[Data records]
"""
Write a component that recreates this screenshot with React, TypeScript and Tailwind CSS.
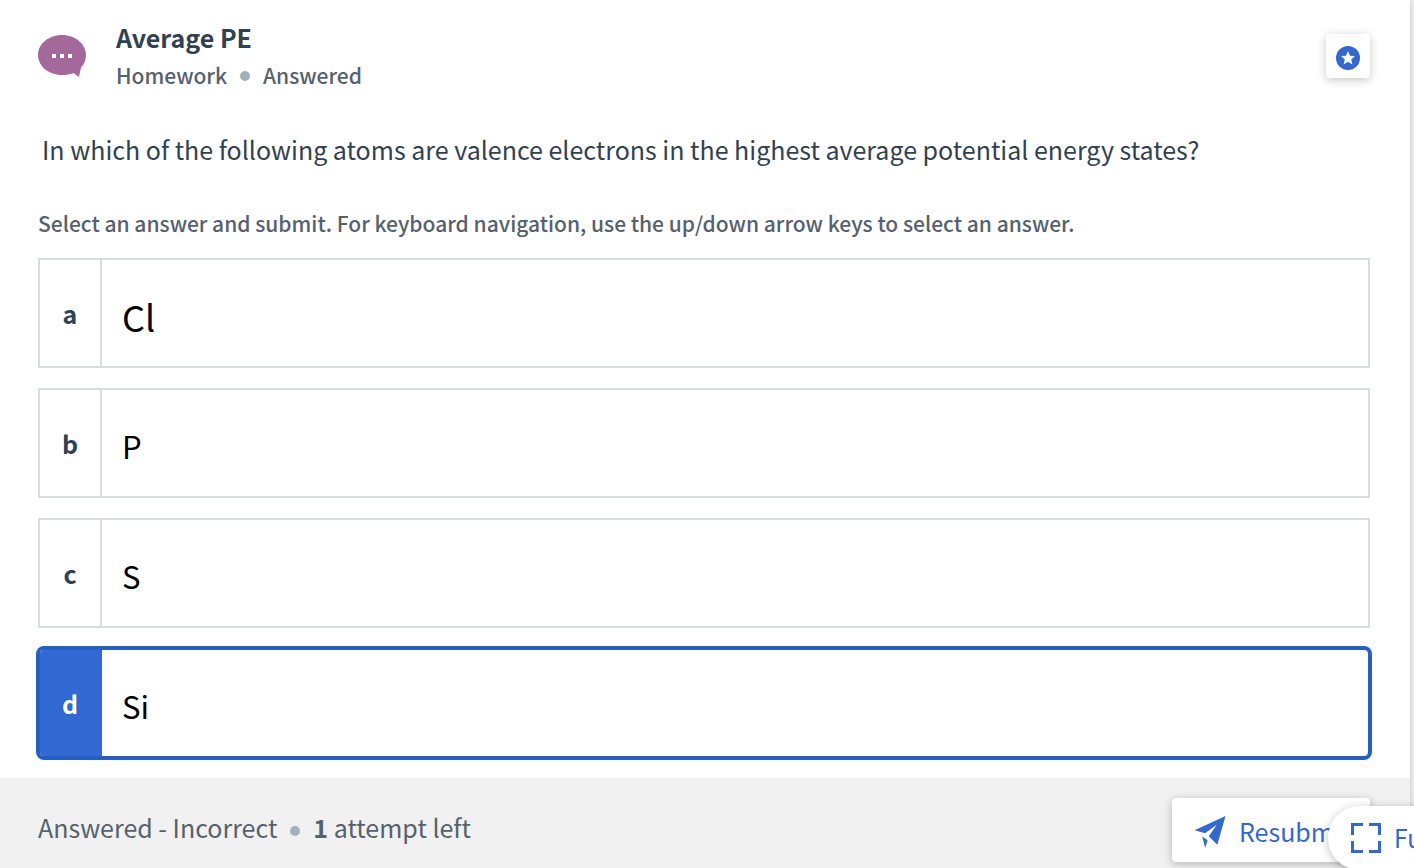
"""
"""
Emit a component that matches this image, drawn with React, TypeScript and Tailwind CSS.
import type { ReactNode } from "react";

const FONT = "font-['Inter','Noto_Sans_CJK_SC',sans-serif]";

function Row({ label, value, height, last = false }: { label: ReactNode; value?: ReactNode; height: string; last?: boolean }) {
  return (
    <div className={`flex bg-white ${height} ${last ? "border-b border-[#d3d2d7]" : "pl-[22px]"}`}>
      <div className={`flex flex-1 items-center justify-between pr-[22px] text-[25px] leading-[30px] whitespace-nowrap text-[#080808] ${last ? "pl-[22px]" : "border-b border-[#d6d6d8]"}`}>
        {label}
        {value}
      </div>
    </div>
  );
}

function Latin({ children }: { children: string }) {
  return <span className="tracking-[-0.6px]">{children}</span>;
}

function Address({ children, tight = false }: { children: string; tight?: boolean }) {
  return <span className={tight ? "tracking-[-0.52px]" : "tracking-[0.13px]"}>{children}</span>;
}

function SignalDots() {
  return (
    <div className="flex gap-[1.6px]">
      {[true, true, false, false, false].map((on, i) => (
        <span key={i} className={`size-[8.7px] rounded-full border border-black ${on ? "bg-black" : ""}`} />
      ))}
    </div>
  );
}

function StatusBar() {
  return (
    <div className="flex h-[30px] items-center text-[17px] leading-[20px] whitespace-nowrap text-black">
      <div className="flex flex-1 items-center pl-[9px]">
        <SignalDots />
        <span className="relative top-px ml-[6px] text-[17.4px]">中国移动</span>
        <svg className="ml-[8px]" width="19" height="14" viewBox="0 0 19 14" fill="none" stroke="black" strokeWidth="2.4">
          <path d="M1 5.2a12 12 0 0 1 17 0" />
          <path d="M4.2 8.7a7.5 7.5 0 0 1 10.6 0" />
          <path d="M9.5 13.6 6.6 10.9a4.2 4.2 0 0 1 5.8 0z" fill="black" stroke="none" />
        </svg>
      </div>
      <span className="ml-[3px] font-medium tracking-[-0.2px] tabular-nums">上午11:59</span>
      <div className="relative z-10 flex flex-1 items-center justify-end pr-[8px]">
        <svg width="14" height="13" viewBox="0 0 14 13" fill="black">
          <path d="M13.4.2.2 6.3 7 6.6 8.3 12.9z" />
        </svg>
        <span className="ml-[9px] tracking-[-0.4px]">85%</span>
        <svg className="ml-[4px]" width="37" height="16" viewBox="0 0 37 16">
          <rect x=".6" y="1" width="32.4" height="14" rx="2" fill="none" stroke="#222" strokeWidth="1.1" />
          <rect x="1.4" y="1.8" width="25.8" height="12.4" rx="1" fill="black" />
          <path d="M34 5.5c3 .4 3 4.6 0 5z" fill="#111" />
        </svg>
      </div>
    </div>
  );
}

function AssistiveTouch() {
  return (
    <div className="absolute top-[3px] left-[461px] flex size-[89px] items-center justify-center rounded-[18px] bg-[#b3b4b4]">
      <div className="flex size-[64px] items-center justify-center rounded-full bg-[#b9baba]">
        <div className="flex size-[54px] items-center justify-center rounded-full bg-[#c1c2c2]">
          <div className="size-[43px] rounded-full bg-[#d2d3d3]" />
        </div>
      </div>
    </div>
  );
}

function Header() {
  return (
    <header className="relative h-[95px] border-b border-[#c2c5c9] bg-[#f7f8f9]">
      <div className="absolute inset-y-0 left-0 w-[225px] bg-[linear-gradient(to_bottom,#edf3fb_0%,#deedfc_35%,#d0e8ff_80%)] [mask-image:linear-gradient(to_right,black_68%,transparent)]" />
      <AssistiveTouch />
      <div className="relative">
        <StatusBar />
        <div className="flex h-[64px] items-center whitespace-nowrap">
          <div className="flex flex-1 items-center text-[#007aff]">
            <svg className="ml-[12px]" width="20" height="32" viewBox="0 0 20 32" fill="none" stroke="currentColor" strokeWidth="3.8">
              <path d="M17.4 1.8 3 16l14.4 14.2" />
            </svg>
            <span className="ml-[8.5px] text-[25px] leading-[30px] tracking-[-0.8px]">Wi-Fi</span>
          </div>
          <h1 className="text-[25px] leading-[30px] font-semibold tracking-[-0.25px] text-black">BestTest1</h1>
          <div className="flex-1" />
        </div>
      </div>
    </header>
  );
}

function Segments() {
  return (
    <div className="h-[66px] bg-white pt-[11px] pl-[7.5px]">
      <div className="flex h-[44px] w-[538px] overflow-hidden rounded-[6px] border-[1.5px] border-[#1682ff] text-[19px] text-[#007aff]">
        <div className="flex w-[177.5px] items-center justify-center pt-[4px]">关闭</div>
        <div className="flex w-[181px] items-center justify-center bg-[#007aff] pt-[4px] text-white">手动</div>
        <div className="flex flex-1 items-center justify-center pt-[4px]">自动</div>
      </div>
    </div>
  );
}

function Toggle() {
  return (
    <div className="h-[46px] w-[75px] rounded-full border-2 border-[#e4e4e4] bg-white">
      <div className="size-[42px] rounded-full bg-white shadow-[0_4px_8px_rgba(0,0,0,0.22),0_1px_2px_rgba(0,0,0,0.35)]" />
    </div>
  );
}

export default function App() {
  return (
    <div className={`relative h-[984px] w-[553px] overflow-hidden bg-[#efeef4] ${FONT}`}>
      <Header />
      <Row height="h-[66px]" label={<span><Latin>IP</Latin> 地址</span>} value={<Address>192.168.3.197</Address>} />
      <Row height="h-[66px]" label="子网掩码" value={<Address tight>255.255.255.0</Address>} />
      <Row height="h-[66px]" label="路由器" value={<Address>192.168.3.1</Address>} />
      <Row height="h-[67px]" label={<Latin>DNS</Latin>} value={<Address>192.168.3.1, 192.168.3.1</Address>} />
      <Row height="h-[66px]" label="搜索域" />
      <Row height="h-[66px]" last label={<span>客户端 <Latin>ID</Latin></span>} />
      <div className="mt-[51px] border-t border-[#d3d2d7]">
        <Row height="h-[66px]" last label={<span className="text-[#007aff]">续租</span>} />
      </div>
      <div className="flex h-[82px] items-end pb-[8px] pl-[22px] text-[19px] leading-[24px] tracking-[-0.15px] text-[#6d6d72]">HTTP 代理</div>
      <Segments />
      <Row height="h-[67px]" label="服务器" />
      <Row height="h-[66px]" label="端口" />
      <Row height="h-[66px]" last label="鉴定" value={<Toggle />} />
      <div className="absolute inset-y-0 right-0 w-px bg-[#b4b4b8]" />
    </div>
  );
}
"""
"""
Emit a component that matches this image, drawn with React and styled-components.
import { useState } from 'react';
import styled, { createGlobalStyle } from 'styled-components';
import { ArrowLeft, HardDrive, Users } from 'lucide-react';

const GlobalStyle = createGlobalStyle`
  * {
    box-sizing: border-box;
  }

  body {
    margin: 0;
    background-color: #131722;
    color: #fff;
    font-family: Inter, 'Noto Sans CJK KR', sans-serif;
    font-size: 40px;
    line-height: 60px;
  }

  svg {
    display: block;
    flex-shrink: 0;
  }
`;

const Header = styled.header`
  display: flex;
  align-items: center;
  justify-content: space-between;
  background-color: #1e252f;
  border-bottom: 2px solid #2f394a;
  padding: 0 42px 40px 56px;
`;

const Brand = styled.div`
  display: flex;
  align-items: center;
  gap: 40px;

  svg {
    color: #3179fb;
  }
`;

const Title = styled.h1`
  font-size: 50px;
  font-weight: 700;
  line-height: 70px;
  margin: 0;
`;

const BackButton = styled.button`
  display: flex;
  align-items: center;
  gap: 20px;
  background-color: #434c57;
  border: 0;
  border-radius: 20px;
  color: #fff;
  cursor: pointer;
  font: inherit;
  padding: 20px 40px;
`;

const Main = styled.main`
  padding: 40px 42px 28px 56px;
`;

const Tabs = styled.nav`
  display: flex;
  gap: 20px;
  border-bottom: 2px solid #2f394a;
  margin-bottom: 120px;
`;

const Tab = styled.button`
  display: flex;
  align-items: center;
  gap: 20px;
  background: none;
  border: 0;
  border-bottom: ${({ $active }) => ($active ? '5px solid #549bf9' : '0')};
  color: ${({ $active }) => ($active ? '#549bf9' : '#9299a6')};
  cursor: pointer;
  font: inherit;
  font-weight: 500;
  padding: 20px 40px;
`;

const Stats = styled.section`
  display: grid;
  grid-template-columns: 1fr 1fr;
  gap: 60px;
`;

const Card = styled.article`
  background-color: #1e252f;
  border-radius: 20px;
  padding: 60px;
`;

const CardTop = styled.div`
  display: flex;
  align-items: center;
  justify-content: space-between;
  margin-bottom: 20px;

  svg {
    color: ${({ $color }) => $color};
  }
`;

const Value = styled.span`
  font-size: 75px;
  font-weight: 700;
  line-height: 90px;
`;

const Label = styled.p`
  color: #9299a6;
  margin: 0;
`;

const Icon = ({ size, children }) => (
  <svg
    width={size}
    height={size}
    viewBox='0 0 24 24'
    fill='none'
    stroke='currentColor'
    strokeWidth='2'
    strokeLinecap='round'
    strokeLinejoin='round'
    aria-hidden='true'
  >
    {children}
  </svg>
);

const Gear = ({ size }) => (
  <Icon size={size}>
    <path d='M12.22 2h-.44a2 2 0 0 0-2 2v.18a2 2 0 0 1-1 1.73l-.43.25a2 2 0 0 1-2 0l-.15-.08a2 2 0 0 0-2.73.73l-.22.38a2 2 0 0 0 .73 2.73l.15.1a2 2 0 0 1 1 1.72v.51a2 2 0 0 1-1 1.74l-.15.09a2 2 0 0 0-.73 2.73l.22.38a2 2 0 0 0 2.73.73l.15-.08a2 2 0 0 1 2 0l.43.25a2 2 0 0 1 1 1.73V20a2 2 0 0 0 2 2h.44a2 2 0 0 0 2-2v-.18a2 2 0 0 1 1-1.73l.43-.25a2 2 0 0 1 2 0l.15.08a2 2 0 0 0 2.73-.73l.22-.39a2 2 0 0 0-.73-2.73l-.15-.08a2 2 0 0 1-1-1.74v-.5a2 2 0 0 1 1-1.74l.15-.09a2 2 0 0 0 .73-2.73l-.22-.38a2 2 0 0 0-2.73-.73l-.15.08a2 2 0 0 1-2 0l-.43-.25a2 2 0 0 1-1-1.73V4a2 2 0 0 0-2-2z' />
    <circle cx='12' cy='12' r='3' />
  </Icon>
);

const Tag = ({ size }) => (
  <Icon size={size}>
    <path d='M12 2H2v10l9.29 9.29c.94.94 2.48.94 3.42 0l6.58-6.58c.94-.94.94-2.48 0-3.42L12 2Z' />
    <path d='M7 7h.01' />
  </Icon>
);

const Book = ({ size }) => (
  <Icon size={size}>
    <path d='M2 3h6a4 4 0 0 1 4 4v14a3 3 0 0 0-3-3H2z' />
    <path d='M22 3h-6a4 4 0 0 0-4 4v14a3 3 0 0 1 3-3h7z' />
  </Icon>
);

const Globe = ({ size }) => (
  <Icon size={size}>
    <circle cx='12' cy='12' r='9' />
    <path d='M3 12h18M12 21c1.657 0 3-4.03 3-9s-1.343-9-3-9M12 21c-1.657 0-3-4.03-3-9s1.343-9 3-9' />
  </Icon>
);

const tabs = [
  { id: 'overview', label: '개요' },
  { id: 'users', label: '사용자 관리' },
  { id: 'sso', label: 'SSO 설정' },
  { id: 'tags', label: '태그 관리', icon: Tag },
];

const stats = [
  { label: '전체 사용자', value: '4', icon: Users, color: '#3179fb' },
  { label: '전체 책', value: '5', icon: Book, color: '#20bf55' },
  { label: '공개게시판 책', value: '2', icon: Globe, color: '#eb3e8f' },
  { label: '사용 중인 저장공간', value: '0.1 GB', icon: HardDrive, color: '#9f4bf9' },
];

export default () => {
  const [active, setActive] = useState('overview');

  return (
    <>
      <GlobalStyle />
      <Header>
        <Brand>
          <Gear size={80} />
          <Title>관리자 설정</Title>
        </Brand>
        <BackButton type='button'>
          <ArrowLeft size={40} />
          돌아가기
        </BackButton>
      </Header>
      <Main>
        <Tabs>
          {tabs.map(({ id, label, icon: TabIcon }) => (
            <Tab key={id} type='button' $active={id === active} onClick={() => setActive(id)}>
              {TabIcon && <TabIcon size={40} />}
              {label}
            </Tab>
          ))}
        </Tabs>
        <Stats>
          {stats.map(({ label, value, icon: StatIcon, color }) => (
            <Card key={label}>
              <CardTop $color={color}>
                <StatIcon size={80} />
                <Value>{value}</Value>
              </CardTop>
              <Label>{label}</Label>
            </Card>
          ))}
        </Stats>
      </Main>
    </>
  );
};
"""
[What you should do] Starting at the line that contains "Emit a component that matches this image, drawn with React and" and ending at the line that contains "ArrowLeft, HardDrive, Users", retype each line exactly; omit everything outside that range.

[Solution to this exercise]
Emit a component that matches this image, drawn with React and styled-components.
import { useState } from 'react';
import styled, { createGlobalStyle } from 'styled-components';
import { ArrowLeft, HardDrive, Users } from 'lucide-react';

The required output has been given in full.